Hard soled shoes. Like, old-school combat boots. I'm *just* old enough to have been issued the old "black Cadillacs" from the first time I went to OCS and the drill instructors swore by them. We all (well, I at least) thought they were heavy and clunky and uncomfortable and would wear the jungle boots as much as they let us. And then after getting out into "the fleet" you'd wear the sneakerlike "tactical" boots favored by police and SG-1. Hi-Teks. Bates Lites.
Well since getting a dog I walk a lot and after, say, 50 I'd just randomly tweak my back walking and be miserable. For whatever reason it occurred to me to break out the "black Cadillacs" and damned if they don't help your back recover.
On a related note, I wound up heavy into Indiana Jones cosplay and eventually assembled a fairly accurate get-up. The shoes were Ford's own preferred shoes: Alden's (I forget the model) with an orthopedic sole. I couldn't justify the cost of actual Alden's, but I got one of the last pairs of a good repro a guy named Todd Coyle used to sell and was somewhat surprised at the time that there was nothing particularly special about the sole. It was just a stiff, hard sole. But after my experience with the combat boots I understood. A stiff, stable sole on a boot is like a foundation on a house: It provides stability and protects the spine. I still don't wear either every day for various reasons, but when my back starts feeling sore, I'll rotate the combat boots into my footwear for a time until my back fees better.

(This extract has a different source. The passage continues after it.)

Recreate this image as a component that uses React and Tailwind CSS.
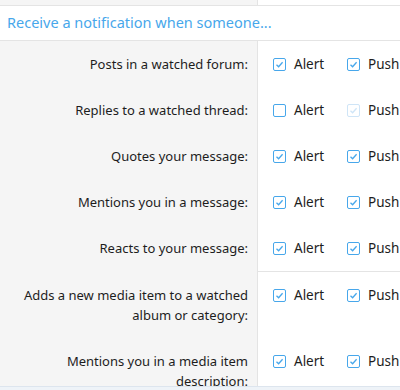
import React from "react";

const Box = ({ state }) => {
  const border = state === "dis" ? "border-[#cfe5f7]" : "border-[#47a7eb]";
  const stroke = state === "dis" ? "#cfe5f7" : "#47a7eb";
  return (
    <span className={`w-[13px] h-[13px] border-[1.5px] ${border} rounded-[2px] bg-white flex items-center justify-center shrink-0`}>
      {state !== "off" && (
        <svg width="9" height="9" viewBox="0 0 9 9">
          <path d="M1.5 4.8 L3.6 6.8 L7.6 2.2" fill="none" stroke={stroke} strokeWidth="1.3" />
        </svg>
      )}
    </span>
  );
};

const Row = ({ label, alert = "on", push = "on", last = false }) => (
  <div className="flex">
    <div className="w-[258px] shrink-0 bg-[#f5f5f5] border-r border-[#e4e4e4] pr-[9px] pl-4 py-[13px] text-right leading-[20px]">
      {label}
    </div>
    <div className={`flex-1 pl-[15px] pt-[13px] pb-[13px] flex items-start text-[13.5px] ${last ? "border-b border-[#e4e4e4]" : ""}`}>
      <div className="flex items-center h-[20px] w-[74px] gap-[8px]">
        <Box state={alert} />
        <span>Alert</span>
      </div>
      <div className="flex items-center h-[20px] gap-[8px]">
        <Box state={push} />
        <span>Push</span>
      </div>
    </div>
  </div>
);

export default function App() {
  return (
    <div
      className="w-[400px] h-[390px] overflow-hidden bg-white text-[#1d1d1d] text-[13px] relative"
      style={{ fontFamily: '"Noto Sans", sans-serif' }}
    >
      <div className="flex h-[5px]">
        <div className="w-[258px] bg-[#f5f5f5] border-r border-[#e4e4e4]" />
        <div className="flex-1" />
      </div>
      <div className="border-t border-b border-[#e4e4e4] h-[36px] flex items-center pl-[7px] text-[14.5px] text-[#47a7eb]">
        Receive a notification when someone...
      </div>
      <div>
        <Row label="Posts in a watched forum:" />
        <Row label="Replies to a watched thread:" alert="off" push="dis" />
        <Row label="Quotes your message:" />
        <Row label="Mentions you in a message:" />
        <Row label="Reacts to your message:" last />
      </div>
      <div>
        <Row label="Adds a new media item to a watched album or category:" />
        <Row label="Mentions you in a media item description:" />
      </div>
      <div className="absolute left-0 right-0 top-[386px] h-[10px] bg-[#eef3f8] border-t border-[#dde5ee]" />
    </div>
  );
}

(On a side note, a lot of Ford's acting choices in "Raiders" are dictated by the costume. The way he rocks heel to toe as he steps across the booby-trapped temple floor in the beginning? That's the way you walk when you walk slowly in that particular shoe. When he's stealing the truck containing the ark and he's hunched over the steering wheel? He isn't being intense or focused. You have to sit that way when you're wearing a fedora in a truck or a car with a headrest. Otherwise the brim bumps against it.)